BEGIN SUPPLIED RECORDS
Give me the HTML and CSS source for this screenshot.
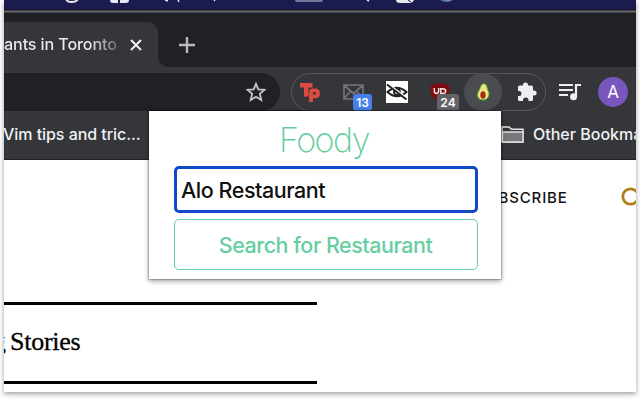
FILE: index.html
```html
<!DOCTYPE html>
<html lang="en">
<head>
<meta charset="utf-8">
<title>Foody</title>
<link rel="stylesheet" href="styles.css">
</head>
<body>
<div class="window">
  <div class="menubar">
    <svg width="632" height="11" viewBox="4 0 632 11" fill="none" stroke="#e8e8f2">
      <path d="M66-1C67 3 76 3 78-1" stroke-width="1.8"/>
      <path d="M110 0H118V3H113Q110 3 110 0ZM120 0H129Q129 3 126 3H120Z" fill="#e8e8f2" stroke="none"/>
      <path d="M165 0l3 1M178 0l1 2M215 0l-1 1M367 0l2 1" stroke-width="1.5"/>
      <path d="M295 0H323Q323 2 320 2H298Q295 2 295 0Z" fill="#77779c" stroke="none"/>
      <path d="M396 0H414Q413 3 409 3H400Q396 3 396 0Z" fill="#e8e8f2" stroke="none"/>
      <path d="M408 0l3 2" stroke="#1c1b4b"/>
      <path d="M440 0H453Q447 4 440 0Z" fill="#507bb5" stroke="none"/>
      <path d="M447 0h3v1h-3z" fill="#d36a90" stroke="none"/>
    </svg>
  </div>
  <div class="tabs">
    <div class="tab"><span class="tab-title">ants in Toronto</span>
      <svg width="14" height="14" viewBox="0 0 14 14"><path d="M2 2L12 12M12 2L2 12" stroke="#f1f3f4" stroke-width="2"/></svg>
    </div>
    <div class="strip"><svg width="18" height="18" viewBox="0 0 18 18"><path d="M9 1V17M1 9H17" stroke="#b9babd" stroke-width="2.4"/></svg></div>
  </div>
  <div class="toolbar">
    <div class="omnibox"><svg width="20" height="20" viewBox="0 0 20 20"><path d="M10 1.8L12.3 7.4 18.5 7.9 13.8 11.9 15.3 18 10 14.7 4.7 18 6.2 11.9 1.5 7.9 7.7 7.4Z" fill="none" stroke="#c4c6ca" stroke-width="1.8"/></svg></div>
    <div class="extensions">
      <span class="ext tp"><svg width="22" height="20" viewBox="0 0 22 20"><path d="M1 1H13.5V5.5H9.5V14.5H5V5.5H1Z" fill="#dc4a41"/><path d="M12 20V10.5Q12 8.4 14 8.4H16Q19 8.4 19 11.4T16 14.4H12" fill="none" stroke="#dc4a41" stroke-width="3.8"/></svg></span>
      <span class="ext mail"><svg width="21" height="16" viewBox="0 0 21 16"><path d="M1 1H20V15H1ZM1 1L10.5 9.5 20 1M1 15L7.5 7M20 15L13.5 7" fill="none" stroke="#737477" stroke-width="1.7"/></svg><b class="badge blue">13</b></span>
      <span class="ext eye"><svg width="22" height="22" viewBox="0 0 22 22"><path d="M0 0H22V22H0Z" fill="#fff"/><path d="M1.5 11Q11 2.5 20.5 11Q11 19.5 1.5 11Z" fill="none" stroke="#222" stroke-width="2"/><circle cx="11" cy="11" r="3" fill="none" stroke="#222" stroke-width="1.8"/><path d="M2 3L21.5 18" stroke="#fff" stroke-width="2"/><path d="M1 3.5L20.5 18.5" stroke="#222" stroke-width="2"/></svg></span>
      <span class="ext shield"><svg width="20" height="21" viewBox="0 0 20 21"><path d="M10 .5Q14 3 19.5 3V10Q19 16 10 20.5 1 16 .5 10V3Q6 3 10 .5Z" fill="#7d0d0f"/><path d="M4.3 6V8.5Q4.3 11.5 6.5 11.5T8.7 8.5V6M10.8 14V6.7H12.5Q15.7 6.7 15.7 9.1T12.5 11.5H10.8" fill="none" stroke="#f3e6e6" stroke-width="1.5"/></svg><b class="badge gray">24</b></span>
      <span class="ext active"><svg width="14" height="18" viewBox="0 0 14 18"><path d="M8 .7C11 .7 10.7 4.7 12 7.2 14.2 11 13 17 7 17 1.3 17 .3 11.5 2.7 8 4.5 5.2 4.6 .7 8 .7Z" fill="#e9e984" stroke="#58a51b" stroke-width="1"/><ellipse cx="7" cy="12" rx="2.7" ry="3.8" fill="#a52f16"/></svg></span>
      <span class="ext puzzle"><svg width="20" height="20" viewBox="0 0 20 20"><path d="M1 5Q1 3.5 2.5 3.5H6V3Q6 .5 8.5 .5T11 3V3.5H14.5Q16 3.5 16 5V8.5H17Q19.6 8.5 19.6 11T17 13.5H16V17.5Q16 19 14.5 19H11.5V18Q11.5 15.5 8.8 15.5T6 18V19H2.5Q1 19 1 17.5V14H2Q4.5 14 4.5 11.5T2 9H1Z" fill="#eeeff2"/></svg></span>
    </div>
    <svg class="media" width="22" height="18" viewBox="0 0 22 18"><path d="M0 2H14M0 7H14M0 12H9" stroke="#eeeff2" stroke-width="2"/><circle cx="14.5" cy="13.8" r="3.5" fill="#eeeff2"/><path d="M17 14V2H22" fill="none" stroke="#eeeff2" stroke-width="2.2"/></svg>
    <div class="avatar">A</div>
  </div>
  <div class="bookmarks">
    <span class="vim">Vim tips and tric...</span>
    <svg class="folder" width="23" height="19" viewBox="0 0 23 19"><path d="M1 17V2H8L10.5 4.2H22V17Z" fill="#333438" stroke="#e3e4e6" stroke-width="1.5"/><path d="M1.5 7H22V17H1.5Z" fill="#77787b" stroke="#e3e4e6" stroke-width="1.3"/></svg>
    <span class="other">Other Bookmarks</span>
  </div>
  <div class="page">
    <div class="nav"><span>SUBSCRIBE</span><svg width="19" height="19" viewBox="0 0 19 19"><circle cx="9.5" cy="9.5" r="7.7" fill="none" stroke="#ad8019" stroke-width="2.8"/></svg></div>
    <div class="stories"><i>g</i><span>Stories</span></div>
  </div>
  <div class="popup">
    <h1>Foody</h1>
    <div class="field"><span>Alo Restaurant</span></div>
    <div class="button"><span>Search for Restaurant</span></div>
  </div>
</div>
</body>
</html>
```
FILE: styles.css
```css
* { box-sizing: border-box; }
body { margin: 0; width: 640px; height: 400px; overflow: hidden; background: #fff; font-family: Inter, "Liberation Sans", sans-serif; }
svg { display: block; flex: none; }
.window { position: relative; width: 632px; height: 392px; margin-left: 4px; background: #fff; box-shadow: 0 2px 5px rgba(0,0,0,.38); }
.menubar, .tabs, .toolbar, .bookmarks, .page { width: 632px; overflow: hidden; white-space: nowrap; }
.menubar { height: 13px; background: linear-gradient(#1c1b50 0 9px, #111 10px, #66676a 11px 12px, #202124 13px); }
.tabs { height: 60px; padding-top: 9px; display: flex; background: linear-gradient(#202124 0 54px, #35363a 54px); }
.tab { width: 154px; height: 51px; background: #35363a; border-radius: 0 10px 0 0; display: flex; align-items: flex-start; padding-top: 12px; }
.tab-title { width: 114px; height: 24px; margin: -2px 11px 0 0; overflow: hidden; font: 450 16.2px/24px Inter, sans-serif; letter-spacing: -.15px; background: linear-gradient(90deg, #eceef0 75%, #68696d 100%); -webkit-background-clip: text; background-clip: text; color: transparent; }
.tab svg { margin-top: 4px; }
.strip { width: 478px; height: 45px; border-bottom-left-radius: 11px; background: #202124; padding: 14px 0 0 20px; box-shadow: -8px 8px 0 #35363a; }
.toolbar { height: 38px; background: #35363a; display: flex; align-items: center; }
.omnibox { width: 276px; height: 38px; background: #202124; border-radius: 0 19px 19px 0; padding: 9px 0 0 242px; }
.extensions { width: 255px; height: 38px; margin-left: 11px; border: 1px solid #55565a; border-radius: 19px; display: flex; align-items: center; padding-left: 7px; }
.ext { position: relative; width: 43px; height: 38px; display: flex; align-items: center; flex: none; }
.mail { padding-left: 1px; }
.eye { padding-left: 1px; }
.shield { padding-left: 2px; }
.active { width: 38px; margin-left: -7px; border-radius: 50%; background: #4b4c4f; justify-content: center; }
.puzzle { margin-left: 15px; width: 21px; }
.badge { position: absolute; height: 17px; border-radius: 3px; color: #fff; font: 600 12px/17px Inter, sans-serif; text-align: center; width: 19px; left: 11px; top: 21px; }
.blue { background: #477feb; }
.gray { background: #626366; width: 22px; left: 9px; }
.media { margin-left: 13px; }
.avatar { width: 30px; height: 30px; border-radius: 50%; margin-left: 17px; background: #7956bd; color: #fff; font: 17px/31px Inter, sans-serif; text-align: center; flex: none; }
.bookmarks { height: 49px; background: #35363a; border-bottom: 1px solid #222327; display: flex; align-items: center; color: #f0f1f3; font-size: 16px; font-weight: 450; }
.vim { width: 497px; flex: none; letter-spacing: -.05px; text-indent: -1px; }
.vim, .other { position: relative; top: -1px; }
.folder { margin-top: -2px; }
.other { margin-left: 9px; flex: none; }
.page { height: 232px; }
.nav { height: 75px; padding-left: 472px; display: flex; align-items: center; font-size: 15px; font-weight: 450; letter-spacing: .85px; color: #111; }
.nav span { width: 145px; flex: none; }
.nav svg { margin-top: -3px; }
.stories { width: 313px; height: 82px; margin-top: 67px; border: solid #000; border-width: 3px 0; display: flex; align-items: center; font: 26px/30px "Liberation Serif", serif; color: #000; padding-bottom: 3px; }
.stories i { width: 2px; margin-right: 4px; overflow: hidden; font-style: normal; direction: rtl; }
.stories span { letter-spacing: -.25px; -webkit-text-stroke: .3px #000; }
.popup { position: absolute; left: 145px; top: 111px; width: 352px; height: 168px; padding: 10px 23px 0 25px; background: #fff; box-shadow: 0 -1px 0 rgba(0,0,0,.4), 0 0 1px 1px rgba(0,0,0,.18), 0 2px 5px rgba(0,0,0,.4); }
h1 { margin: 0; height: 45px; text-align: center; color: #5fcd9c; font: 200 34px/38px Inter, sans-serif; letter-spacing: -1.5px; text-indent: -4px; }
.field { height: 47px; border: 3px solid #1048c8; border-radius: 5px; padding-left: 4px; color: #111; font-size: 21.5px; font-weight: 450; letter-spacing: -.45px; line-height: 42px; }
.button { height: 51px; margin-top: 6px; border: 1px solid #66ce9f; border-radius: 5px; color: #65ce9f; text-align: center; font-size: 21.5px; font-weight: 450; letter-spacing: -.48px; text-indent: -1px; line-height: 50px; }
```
END SUPPLIED RECORDS
BEGIN SUPPLIED RECORDS
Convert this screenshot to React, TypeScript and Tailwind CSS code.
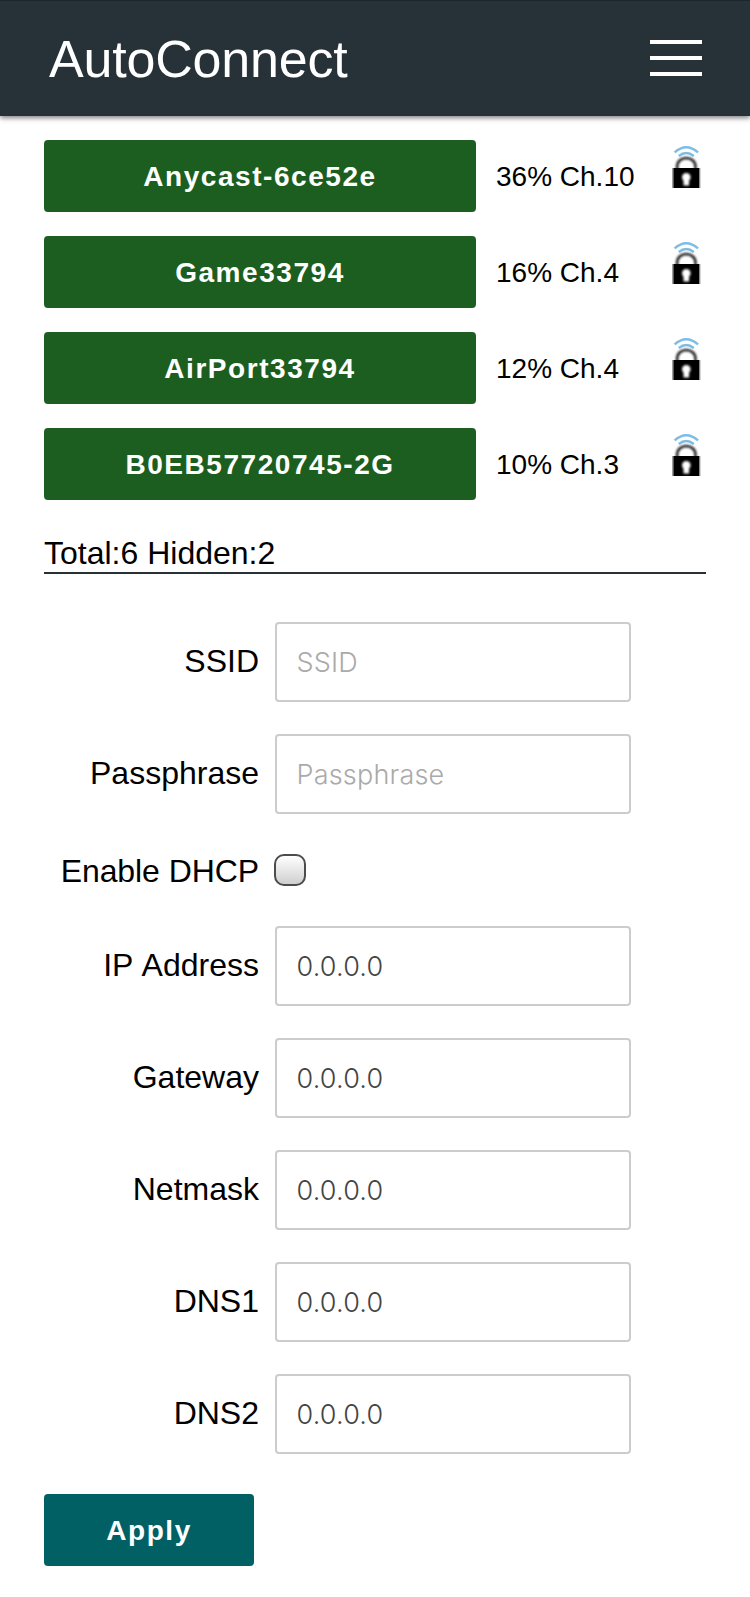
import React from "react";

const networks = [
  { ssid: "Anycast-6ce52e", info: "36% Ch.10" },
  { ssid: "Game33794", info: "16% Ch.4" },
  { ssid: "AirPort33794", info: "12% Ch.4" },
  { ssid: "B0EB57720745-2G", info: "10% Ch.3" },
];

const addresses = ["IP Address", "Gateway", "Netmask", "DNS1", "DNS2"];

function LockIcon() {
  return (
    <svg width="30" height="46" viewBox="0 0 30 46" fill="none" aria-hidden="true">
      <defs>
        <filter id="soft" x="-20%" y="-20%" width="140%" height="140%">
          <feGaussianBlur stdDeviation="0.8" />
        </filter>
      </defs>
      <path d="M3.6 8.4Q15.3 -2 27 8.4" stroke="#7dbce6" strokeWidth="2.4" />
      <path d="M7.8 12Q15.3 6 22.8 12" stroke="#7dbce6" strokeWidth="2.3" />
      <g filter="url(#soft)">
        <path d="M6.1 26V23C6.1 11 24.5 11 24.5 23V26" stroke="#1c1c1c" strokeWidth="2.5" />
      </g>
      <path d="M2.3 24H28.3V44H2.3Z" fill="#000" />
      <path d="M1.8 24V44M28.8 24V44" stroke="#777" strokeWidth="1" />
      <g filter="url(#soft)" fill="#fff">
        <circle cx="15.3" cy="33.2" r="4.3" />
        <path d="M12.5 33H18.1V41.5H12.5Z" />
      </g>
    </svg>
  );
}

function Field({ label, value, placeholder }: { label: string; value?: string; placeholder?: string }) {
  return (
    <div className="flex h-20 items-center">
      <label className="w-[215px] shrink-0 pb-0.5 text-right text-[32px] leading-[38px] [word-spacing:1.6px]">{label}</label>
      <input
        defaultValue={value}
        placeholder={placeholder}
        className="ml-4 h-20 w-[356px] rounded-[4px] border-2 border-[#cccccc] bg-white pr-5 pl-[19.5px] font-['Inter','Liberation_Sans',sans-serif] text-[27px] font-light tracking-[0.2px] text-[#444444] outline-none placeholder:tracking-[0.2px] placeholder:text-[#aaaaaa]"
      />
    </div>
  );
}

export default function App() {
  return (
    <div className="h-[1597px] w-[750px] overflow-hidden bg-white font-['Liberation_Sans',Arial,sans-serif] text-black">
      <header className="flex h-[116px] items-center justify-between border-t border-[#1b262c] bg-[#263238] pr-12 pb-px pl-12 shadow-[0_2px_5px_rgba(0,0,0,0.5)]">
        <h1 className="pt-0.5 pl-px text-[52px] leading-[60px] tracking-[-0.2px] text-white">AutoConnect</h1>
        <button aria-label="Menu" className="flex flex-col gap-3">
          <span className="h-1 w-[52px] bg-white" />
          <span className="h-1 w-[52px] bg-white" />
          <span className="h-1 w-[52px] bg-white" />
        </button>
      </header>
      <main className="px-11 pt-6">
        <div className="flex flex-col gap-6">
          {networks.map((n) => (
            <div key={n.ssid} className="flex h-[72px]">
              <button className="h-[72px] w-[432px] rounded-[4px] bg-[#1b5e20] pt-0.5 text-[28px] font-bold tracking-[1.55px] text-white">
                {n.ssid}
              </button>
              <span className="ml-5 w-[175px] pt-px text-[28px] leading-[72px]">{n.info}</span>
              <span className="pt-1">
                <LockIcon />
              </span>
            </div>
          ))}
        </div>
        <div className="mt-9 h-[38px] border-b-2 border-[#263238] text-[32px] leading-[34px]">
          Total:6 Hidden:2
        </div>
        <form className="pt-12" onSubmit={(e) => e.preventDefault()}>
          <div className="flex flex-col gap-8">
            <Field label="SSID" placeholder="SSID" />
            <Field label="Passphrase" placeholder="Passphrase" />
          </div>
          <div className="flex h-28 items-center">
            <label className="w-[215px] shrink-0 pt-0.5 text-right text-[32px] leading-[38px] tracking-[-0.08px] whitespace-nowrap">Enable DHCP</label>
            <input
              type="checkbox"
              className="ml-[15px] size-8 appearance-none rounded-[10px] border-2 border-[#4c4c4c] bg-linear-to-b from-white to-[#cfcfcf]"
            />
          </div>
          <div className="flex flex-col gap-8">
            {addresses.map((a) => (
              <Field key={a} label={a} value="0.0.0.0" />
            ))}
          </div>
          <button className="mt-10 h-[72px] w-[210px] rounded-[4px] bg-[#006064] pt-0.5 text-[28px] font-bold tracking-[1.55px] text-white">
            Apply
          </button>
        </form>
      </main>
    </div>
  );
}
END SUPPLIED RECORDS
OBJECTIVE ::
Identify each line holding the string "this", and copy it out.

RESULT BELOW ::
Give me the HTML and CSS source for this screenshot.
Convert this screenshot to React, TypeScript and Tailwind CSS code.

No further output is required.